No caso do desfile das escolas de samba do Rio, essa não parece ser uma dificuldade. Além de diversas marcas expostas na Marquês de Sapucaí, os ingressos para apenas uma noite de desfile do grupo especial do ano que vem já estão à venda em valores que variam por pessoa de R$ 418 e R$ 898 na arquibancada ou R$ 4.978 em um camarote.
Sem Estado
Mas se a discussão sobre a moralidade dos gastos ainda é evitada pelos governantes, na iniciativa privada não faltou quem estivesse disposto pelo menos para iniciar uma discussão sobre alternativas. Esta semana a Associação de Hotéis do Rio (ABIH-RJ) se posicionou. Para o setor, o Carnaval é a data mais importante do ano. Além de incrementar as receitas, é o evento com maior tempo médio de ocupação de quartos.
A média de permanência dos turistas é de quatro dias nesse período. Por meio de sua assessoria a ABIH informou: “Já estivemos em reunião com a Riotur e ainda esta semana estaremos com a Liesa(Liga das Escolas de Samba) para estudar uma solução, mas não trabalhamos com o cenário de cancelamento dos desfiles”. Sobre aporte de recursos da própria associação a informação é de que isso ainda não foi negociado. A assessoria de imprensa da Liesa informou à Gazeta do Povo que ainda não há definições sobre quando a reunião entre as duas entidades deve ocorrer.
Esperar que haja interesse da iniciativa privada em bancar uma festa desse porte que é marca registrada do Brasil no exterior e que inclusive tem espaço reservado como feriado não é algo que deveria ter demorado tanto tempo para ser percebido e entrar na agenda dos políticos apenas por conta da crise.

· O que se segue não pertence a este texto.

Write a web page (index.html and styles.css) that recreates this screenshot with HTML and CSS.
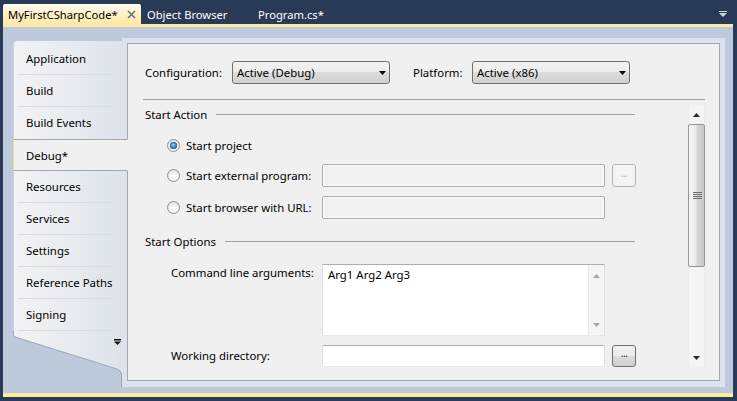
FILE: index.html
```html
<!DOCTYPE html>
<html>
<head>
<meta charset="utf-8">
<link rel="stylesheet" href="styles.css">
</head>
<body>
<div class="tabstrip">
  <div class="doctab active"><span class="tabtext">MyFirstCSharpCode*</span><svg class="close" width="9" height="9" viewBox="0 0 9 9"><path d="M1 1 L8 8 M8 1 L1 8" stroke="#6f6f6f" stroke-width="1.6"/></svg></div>
  <div class="doctab t2">Object Browser</div>
  <div class="doctab t3">Program.cs*</div>
  <div class="spacer"></div>
  <svg class="dropglyph" width="8" height="6" viewBox="0 0 8 6"><rect x="0" y="0" width="8" height="1" fill="#ced6e3"/><path d="M0 2 L8 2 L4 6 Z" fill="#ced6e3"/></svg>
</div>
<div class="docbody">
  <nav class="sidebar">
    <div class="navlist">
      <div class="navitem">Application</div>
      <div class="navitem">Build</div>
      <div class="navitem nosep">Build Events</div>
      <div class="navitem selected">Debug*</div>
      <div class="navitem">Resources</div>
      <div class="navitem">Services</div>
      <div class="navitem">Settings</div>
      <div class="navitem">Reference Paths</div>
      <div class="navitem">Signing</div>
    </div>
    <svg class="navbottom" width="115" height="56" viewBox="0 0 115 56">
      <defs>
        <linearGradient id="sbg" x1="0" y1="0" x2="1" y2="0">
          <stop offset="0" stop-color="#f3f3f4"/>
          <stop offset="1" stop-color="#dde2ea"/>
        </linearGradient>
      </defs>
      <path d="M0 0 L0 4 L2 6 L104 38 L107 40 L109 43 L109 56 L115 56 L115 0 Z" fill="url(#sbg)"/>
      <path d="M0.5 0 L0.5 4 L2 6 L104 38 L107 40 L108.5 43 L108.5 56" fill="none" stroke="#9ba7b8" stroke-width="1"/>
      <rect x="114" y="0" width="1" height="50" fill="#a0a8b3"/>
      <rect x="101" y="8" width="7" height="1.5" fill="#111"/>
      <path d="M101 10.5 L108 10.5 L104.5 14 Z" fill="#111"/>
    </svg>
  </nav>
  <div class="frame">
    <div class="panel">
      <div class="configrow">
        <span class="cfglabel">Configuration:</span>
        <div class="combo"><span>Active (Debug)</span><svg width="7" height="4" viewBox="0 0 7 4"><path d="M0 0 L7 0 L3.5 4 Z" fill="#000"/></svg></div>
        <span class="platlabel">Platform:</span>
        <div class="combo"><span>Active (x86)</span><svg width="7" height="4" viewBox="0 0 7 4"><path d="M0 0 L7 0 L3.5 4 Z" fill="#000"/></svg></div>
      </div>
      <div class="rule"></div>
      <div class="lower">
        <div class="form">
          <div class="section s1"><span>Start Action</span><div class="sline"></div></div>
          <div class="optrow r1">
            <div class="optlabel"><span class="radio checked"><span class="dot"></span></span><span>Start project</span></div>
          </div>
          <div class="optrow r2">
            <div class="optlabel"><span class="radio"></span><span>Start external program:</span></div>
            <div class="textbox disabled"></div>
            <div class="browse disabled">...</div>
          </div>
          <div class="optrow r3">
            <div class="optlabel"><span class="radio"></span><span>Start browser with URL:</span></div>
            <div class="textbox disabled"></div>
          </div>
          <div class="section s2"><span>Start Options</span><div class="sline"></div></div>
          <div class="argrow">
            <div class="arglabel">Command line arguments:</div>
            <div class="textarea">
              <div class="tacontent">Arg1 Arg2 Arg3</div>
              <div class="tascroll">
                <svg width="7" height="4" viewBox="0 0 7 4"><path d="M0 4 L7 4 L3.5 0 Z" fill="#a8a8a8"/></svg>
                <svg width="7" height="4" viewBox="0 0 7 4"><path d="M0 0 L7 0 L3.5 4 Z" fill="#a8a8a8"/></svg>
              </div>
            </div>
          </div>
          <div class="workrow">
            <div class="arglabel">Working directory:</div>
            <div class="textbox white"></div>
            <div class="browse">...</div>
          </div>
        </div>
        <div class="vscroll">
          <div class="arrow up"><svg width="7" height="4" viewBox="0 0 7 4"><path d="M0 4 L7 4 L3.5 0 Z" fill="#2a2a2a"/></svg></div>
          <div class="thumb"><svg width="9" height="8" viewBox="0 0 9 8"><path d="M0 0.5 H9 M0 2.5 H9 M0 4.5 H9 M0 6.5 H9" stroke="#6a6a6a" stroke-width="1"/></svg></div>
          <div class="track"></div>
          <div class="arrow down"><svg width="7" height="4" viewBox="0 0 7 4"><path d="M0 0 L7 0 L3.5 4 Z" fill="#2a2a2a"/></svg></div>
        </div>
      </div>
    </div>
  </div>
</div>
</body>
</html>
```

FILE: styles.css
```css
html, body {
  margin: 0;
  padding: 0;
}
body {
  width: 737px;
  height: 401px;
  overflow: hidden;
  background: #293a57;
  font-family: "Noto Sans", "DejaVu Sans", sans-serif;
  font-size: 11.4px;
  color: #000;
}

/* ---------- tab strip ---------- */
.tabstrip {
  height: 24px;
  display: flex;
  align-items: flex-end;
  padding-left: 3px;
  box-sizing: border-box;
}
.doctab {
  height: 20px;
  display: flex;
  align-items: center;
  box-sizing: border-box;
  color: #fff;
  font-size: 11.2px;
}
.doctab.active {
  width: 138px;
  padding-left: 5px;
  color: #000;
  background: linear-gradient(#fffbf1 0%, #fff2cd 45%, #ffe8a6 100%);
  border-radius: 2px 2px 0 0;
}
.tabtext {
  flex: 1;
}
.close {
  margin-right: 5px;
  margin-top: 1px;
}
.doctab.t2 {
  width: 111px;
  padding-left: 6px;
}
.doctab.t3 {
  padding-left: 6px;
}
.spacer {
  flex: 1;
}
.dropglyph {
  align-self: center;
  margin: 4px 10px 0 0;
}

/* ---------- document body ---------- */
.docbody {
  margin: 0 4px 0 3px;
  height: 373px;
  box-sizing: border-box;
  border-top: 3px solid #ffe8a6;
  border-bottom: 4px solid #ffe8a6;
  background: #bccadb;
  padding: 11px 8px 6px 10px;
  display: flex;
}

/* ---------- sidebar ---------- */
.sidebar {
  width: 115px;
  flex: none;
  margin-top: 3px;
  margin-right: -6px;
  position: relative;
  z-index: 1;
  display: flex;
  flex-direction: column;
}
.navlist {
  padding-top: 2px;
  background: linear-gradient(to right, #f3f3f4, #dde2ea);
  border-left: 1px solid #c9d0da;
  border-top-left-radius: 4px;
  box-sizing: border-box;
}
.navitem {
  height: 32px;
  box-sizing: border-box;
  display: flex;
  align-items: center;
  padding-left: 12px;
  padding-bottom: 1px;
  border-right: 1px solid #a0a8b3;
  background-image: linear-gradient(#d9dde2, #d9dde2);
  background-size: 95px 1px;
  background-position: 4px 31px;
  background-repeat: no-repeat;
  color: #000;
}
.navitem.nosep {
  background-image: none;
}
.navitem.selected {
  background: #f0f0f0;
  border-top: 1px solid #a0a8b3;
  border-bottom: 1px solid #a0a8b3;
  border-right: 1px solid #f0f0f0;
  margin-left: -1px;
  border-left: 1px solid #f6d78a;
  padding-left: 12px;
  padding-bottom: 0;
}
.navbottom {
  display: block;
  flex: none;
}

/* ---------- frame / panel ---------- */
.frame {
  flex: 1;
  background: #dce3ec;
  padding: 5px 5px 6px 5px;
  display: flex;
}
.panel {
  flex: 1;
  background: #f0f0f0;
  border: 1px solid #a0a8b3;
  display: flex;
  flex-direction: column;
}
.configrow {
  margin-top: 17px;
  height: 23px;
  padding-left: 17px;
  display: flex;
  align-items: center;
}
.cfglabel {
  width: 87px;
}
.platlabel {
  margin-left: 23px;
  width: 59px;
}
.combo {
  width: 158px;
  height: 23px;
  box-sizing: border-box;
  border: 1px solid #707070;
  border-radius: 3px;
  background: linear-gradient(#f2f2f2 0%, #ebebeb 50%, #dddddd 50%, #cfcfcf 100%);
  display: flex;
  align-items: center;
  justify-content: space-between;
  padding: 0 3px 0 4px;
}
.combo svg {
  display: block;
}
.rule {
  margin: 15px 14px 0 15px;
  height: 1px;
  background: #a0a0a0;
}
.lower {
  flex: 1;
  display: flex;
}
.form {
  flex: 1;
  padding-left: 17px;
  display: flex;
  flex-direction: column;
}
.section {
  height: 16px;
  display: flex;
  align-items: center;
}
.section.s1 {
  margin-top: 6px;
}
.section.s2 {
  margin-top: 14px;
}
.sline {
  flex: 1;
  height: 1px;
  background: #a0a0a0;
  margin: 1px 53px 0 9px;
}
.optrow {
  height: 23px;
  margin-left: 22px;
  display: flex;
  align-items: center;
}
.optrow.r1 { margin-top: 12px; }
.optrow.r2 { margin-top: 7px; }
.optrow.r3 { margin-top: 9px; }
.optlabel {
  width: 155px;
  display: flex;
  align-items: center;
}
.radio {
  width: 13px;
  height: 13px;
  box-sizing: border-box;
  border-radius: 50%;
  border: 1px solid #8f8f8f;
  background: radial-gradient(circle at 50% 60%, #ffffff 0%, #f4f4f4 40%, #d8d8d8 100%);
  margin-right: 6px;
  display: flex;
  align-items: center;
  justify-content: center;
}
.radio .dot {
  width: 7px;
  height: 7px;
  border-radius: 50%;
  background: radial-gradient(circle at 45% 40%, #8fd4ff 0%, #2b7cc5 55%, #184f85 100%);
  box-shadow: 0 0 0 1px #4c6887 inset;
}
.textbox {
  width: 283px;
  height: 23px;
  box-sizing: border-box;
  border-radius: 2px;
}
.textbox.disabled {
  border: 1px solid #afafaf;
  background: #f2f2f2;
  box-shadow: inset 0 0 0 1px #fbfbfb;
}
.textbox.white {
  height: 22px;
  background: #fff;
  border: 1px solid #dbdfe6;
  border-top-color: #abadb3;
  border-bottom-color: #e3e9ef;
}
.browse {
  width: 24px;
  height: 22px;
  box-sizing: border-box;
  margin-left: 7px;
  border: 1px solid #707070;
  border-radius: 3px;
  background: linear-gradient(#f2f2f2 0%, #ebebeb 50%, #dddddd 50%, #cfcfcf 100%);
  font-size: 10px;
  line-height: 14px;
  text-align: center;
  color: #333;
  letter-spacing: -0.5px;
}
.browse.disabled {
  height: 23px;
  border-color: #b3b3b3;
  background: #f4f4f4;
  color: #adadad;
  line-height: 16px;
}
.argrow {
  margin-top: 15px;
  margin-left: 26px;
  display: flex;
}
.arglabel {
  width: 151px;
  padding-top: 1px;
  line-height: 16px;
}
.textarea {
  width: 283px;
  height: 72px;
  box-sizing: border-box;
  background: #fff;
  border: 1px solid #dbdfe6;
  border-top-color: #abadb3;
  border-bottom-color: #e3e9ef;
  display: flex;
}
.tacontent {
  flex: 1;
  padding: 2px 0 0 5px;
  line-height: 16px;
}
.tascroll {
  width: 16px;
  background: #f5f5f5;
  border-left: 1px solid #ebebeb;
  display: flex;
  flex-direction: column;
  justify-content: space-between;
  align-items: center;
  padding: 9px 0 8px;
  box-sizing: border-box;
}
.tascroll svg {
  display: block;
}
.workrow {
  margin-top: 9px;
  margin-left: 26px;
  height: 22px;
  display: flex;
  align-items: center;
}
.workrow .arglabel {
  padding-top: 0;
}

/* ---------- vertical scrollbar ---------- */
.vscroll {
  width: 15px;
  margin: 5px 14px 13px 0;
  display: flex;
  flex-direction: column;
  background: #f4f4f4;
  border-left: 1px solid #ececec;
  border-right: 1px solid #ececec;
}
.arrow {
  height: 19px;
  display: flex;
  align-items: center;
  justify-content: center;
}
.arrow svg {
  display: block;
}
.thumb {
  height: 143px;
  margin: 0 -1px;
  box-sizing: border-box;
  border: 1px solid #979797;
  border-radius: 2px;
  background: linear-gradient(to right, #f6f6f6 0%, #e9e9e9 45%, #d6d6d6 55%, #c9c9c9 100%);
  display: flex;
  align-items: center;
  justify-content: center;
}
.thumb svg {
  display: block;
  margin-left: 1px;
}
.track {
  flex: 1;
}
```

Brasil adentro o Carnaval movimenta hotéis, empresas de eventos, grupos musicais, viagens, aeroportos e os setores de bebidas e alimentação. Até para quem não gosta da festa, a folga do trabalho e nas escolas nesse período movimenta um mercado garantido de pousadas, viagens para o exterior e até de retiros religiosos. A AMBEV, maior indústria de bebidas do Brasil sabe disso. Este ano custeou integralmente o carnaval de rua de São Paulo desembolsando R$ 15 milhões.